PROVIDED DATA:

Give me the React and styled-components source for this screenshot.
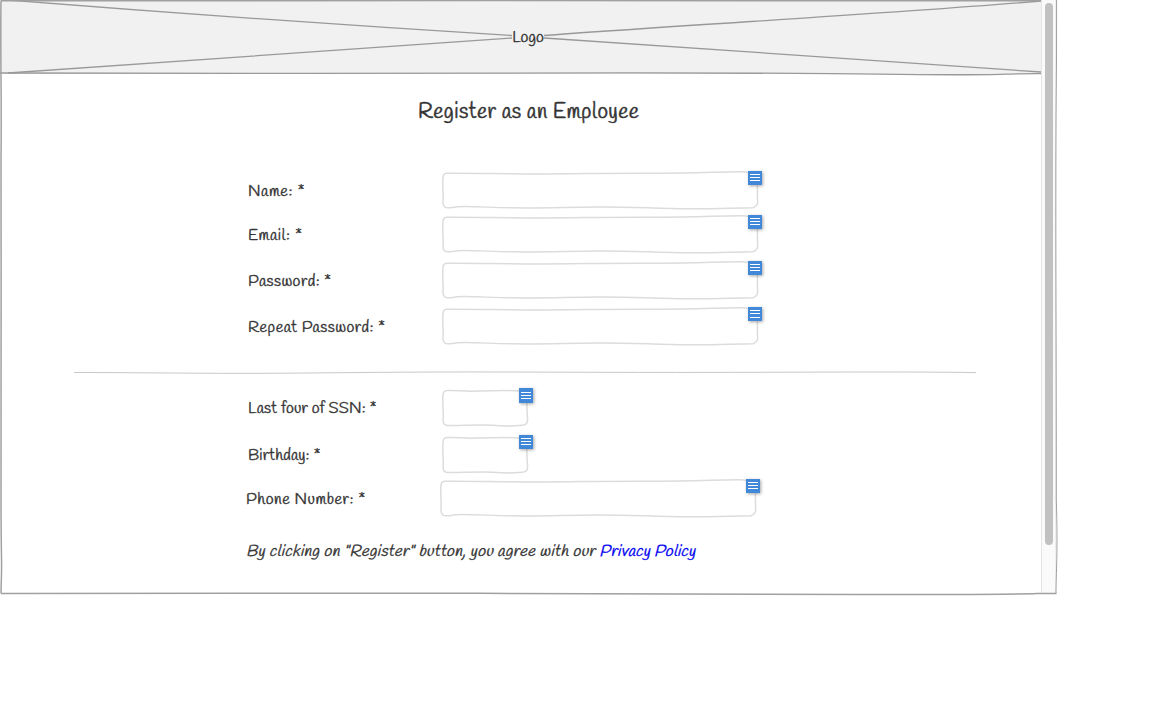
import React from "react";
import styled, { createGlobalStyle } from "styled-components";

const GlobalStyle = createGlobalStyle`
  * { box-sizing: border-box; }
  body {
    margin: 0;
    background: #fff;
    color: #333;
    font-family: "Handlee", "Neucha", "Lato", "Open Sans", sans-serif;
    -webkit-text-stroke: 0.35px currentColor;
  }
`;

const Browser = styled.div`
  position: relative;
  display: flex;
  width: 1058px;
  height: 596px;
`;

const Frame = styled.svg`
  position: absolute;
  inset: 0;
  width: 1060px;
  height: 598px;
  pointer-events: none;
  fill: none;
  stroke: #a0a0a0;
`;

const Page = styled.main`
  flex: 0 0 1041px;
  height: 593px;
  overflow: hidden;
`;

const Banner = styled.header`
  position: relative;
  display: flex;
  align-items: center;
  justify-content: center;
  height: 74px;
  background: #f1f1f1;
`;

const Sketch = styled.svg`
  position: absolute;
  inset: 0;
  width: 100%;
  height: 100%;
  overflow: visible;
  fill: none;
  stroke: ${(p) => p.$color || "#dcdcdc"};
  stroke-width: ${(p) => p.$weight || 1.5};
`;

const LogoText = styled.span`
  position: relative;
  margin: 2px 0 0 15px;
  background: #f1f1f1;
  font-size: 16px;
  line-height: 18px;
`;

const Title = styled.h1`
  margin: 25px 0 0 418px;
  font-size: 21.33px;
  line-height: 28px;
  font-weight: 500;
  white-space: nowrap;
  letter-spacing: 0.48px;
  -webkit-text-stroke-width: 0.5px;
`;

const Fields = styled.section`
  display: flex;
  flex-direction: column;
  padding-left: 248px;
  padding-top: ${(p) => p.$top}px;
`;

const Row = styled.label`
  display: grid;
  grid-template-columns: 194px auto;
  justify-content: start;
  align-items: start;
  height: 38px;
  margin-top: ${(p) => p.$gap || 0}px;
  margin-left: ${(p) => p.$shift || 0}px;
`;

const LabelText = styled.span`
  padding-top: ${(p) => p.$drop}px;
  font-size: 16px;
  line-height: 20px;
  white-space: pre;
  letter-spacing: ${(p) => p.$spacing || 0}px;
`;

const Box = styled.span`
  position: relative;
  width: ${(p) => p.$width}px;
  height: 38px;
`;

const Badge = styled.span`
  position: absolute;
  top: ${(p) => p.$top || 0}px;
  right: ${(p) => p.$right}px;
  display: flex;
  flex-direction: column;
  gap: 2px;
  width: 14px;
  height: ${(p) => p.$height || 14}px;
  padding: ${(p) => (p.$height ? 4 : 3)}px 2px 0;
  background: #4189d8;
  box-shadow: 1px 1px 3px rgba(0, 0, 0, 0.35);
`;

const Bar = styled.i`
  height: 1px;
  margin-top: ${(p) => p.$extra || 0}px;
  background: #fff;
`;

const Divider = styled.svg`
  display: block;
  width: 903px;
  height: 4px;
  margin: 25px 0 0 74px;
  fill: none;
  stroke: #c8c8c8;
`;

const Notice = styled.p`
  margin: 25px 0 0 246px;
  font-size: 16px;
  line-height: 20px;
  font-style: italic;
  white-space: nowrap;
  letter-spacing: 0.42px;
`;

const PolicyLink = styled.a`
  color: #0000f0;
  letter-spacing: 0.3px;
`;

const Track = styled.div`
  width: 15px;
  height: 593px;
  padding: 3px 3px 0;
  background: #fafafa;
  border-left: 1px solid #e4e4e4;
  border-right: 1px solid #eee;
`;

const Thumb = styled.div`
  width: 8px;
  height: 542px;
  border-radius: 4px;
  background: #c1c1c1;
`;

const WIDE =
  "M5 2.3 C30 2 65 3.1 100 3 S170 1.9 210 2.2 S280 .6 300 .8 Q316 1.5 315 8 C316 16 315 23 315.7 31 Q315.5 35 311 36.8 C292 37 270 38 248 37.8 C212 37.4 185 35.6 155 35.9 C120 36.3 95 37.3 72 36.8 C50 36.6 27 35 15 35.8 C10 36.4 7 37 4 36.5 Q1 35.5 1 31 C1.6 23 .2 17 1 6 Q1.3 2.5 5 2.3";
const SMALL =
  "M5 1.6 C15 1 22 2.7 34 2.1 C50 2 63 1 80 2 Q85.5 2.5 85 8 C84.5 15 85 22 85.6 31 Q85.5 36 80 36.3 C70 37.2 60 37 51 36.3 C34 35.6 20 36.8 6 36.6 Q1 36.5 1.2 31 C1.8 24 .2 16 1 6 Q1.2 1.8 5 1.6";

function Field({ label, spacing, drop = 11, gap, shift, small, badgeTop, badgeHeight, lastBar }) {
  return (
    <Row $gap={gap} $shift={shift}>
      <LabelText $spacing={spacing} $drop={drop}>
        {label}
      </LabelText>
      <Box $width={small ? 86 : 316}>
        <Sketch aria-hidden="true">
          <path d={small ? SMALL : WIDE} />
        </Sketch>
        <Badge $right={small ? -5 : -4} $top={badgeTop} $height={badgeHeight}>
          <Bar />
          <Bar />
          <Bar $extra={lastBar} />
        </Badge>
      </Box>
    </Row>
  );
}

export default function App() {
  return (
    <>
      <GlobalStyle />
      <Browser>
        <Page>
          <Banner>
            <Sketch $color="#999" $weight={1.3} aria-hidden="true">
              <path d="M8 0 C160 12 310 23 512 35.5 M544 35.5 C700 24 900 13 1041 1" />
              <path d="M8 73 C160 62 330 50 512 38 M544 38 C700 48 900 63 1041 72" />
              <path d="M0 73 C180 72.6 330 74 500 73.2 S760 72.8 900 74.3 S980 73.5 1041 73.7" />
            </Sketch>
            <LogoText>Logo</LogoText>
          </Banner>
          <Title>Register as an Employee</Title>
          <Fields $top={44}>
            <Field label="Name: *" spacing={0.7} />
            <Field label="Email: *" spacing={0.65} gap={6} />
            <Field label="Password: *" spacing={0.45} gap={8} />
            <Field label="Repeat Password: *" spacing={0.48} gap={8} lastBar={1} />
          </Fields>
          <Divider aria-hidden="true">
            <path d="M0 2.5 C60 2.5 130 3.6 190 3.3 S300 2.2 370 2 S540 2.6 640 2.4 S830 1.5 902 2.6" />
          </Divider>
          <Fields $top={15}>
            <Field label="Last four of SSN: *" spacing={0.18} drop={10} small badgeTop={-1} badgeHeight={15} />
            <Field label="Birthday: *" spacing={0.18} drop={10} small gap={9} badgeTop={-1} />
            <Field label="Phone Number: *" spacing={0.57} gap={5} shift={-2} />
          </Fields>
          <Notice>
            By clicking on "Register" button, you agree with our <PolicyLink>Privacy Policy</PolicyLink>
          </Notice>
        </Page>
        <Track>
          <Thumb />
        </Track>
        <Frame aria-hidden="true">
          <path
            strokeWidth="1.5"
            d="M1 .8 C180 1.5 300 .2 480 .6 S850 .3 1041 .8 M1 .5 C.2 60 1.8 90 1 160 C1.5 280 .4 430 1 510 S2 550 1 593.5"
          />
          <path
            strokeWidth="1.5"
            d="M1 593.4 C180 592.8 300 593.8 480 593.3 S790 594.8 930 594.5 S1020 593 1056.5 593.5"
          />
          <path d="M1056.6 0 L1056.5 60 C1055 200 1056.5 350 1056.3 500 C1058 550 1056 575 1056 593.5" />
        </Frame>
      </Browser>
    </>
  );
}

TASK REQUIREMENTS: Check every line of the data above for the string "components", and copy those that have it.

RESPONSE FOR THIS EXERCISE:
Give me the React and styled-components source for this screenshot.
import styled, { createGlobalStyle } from "styled-components";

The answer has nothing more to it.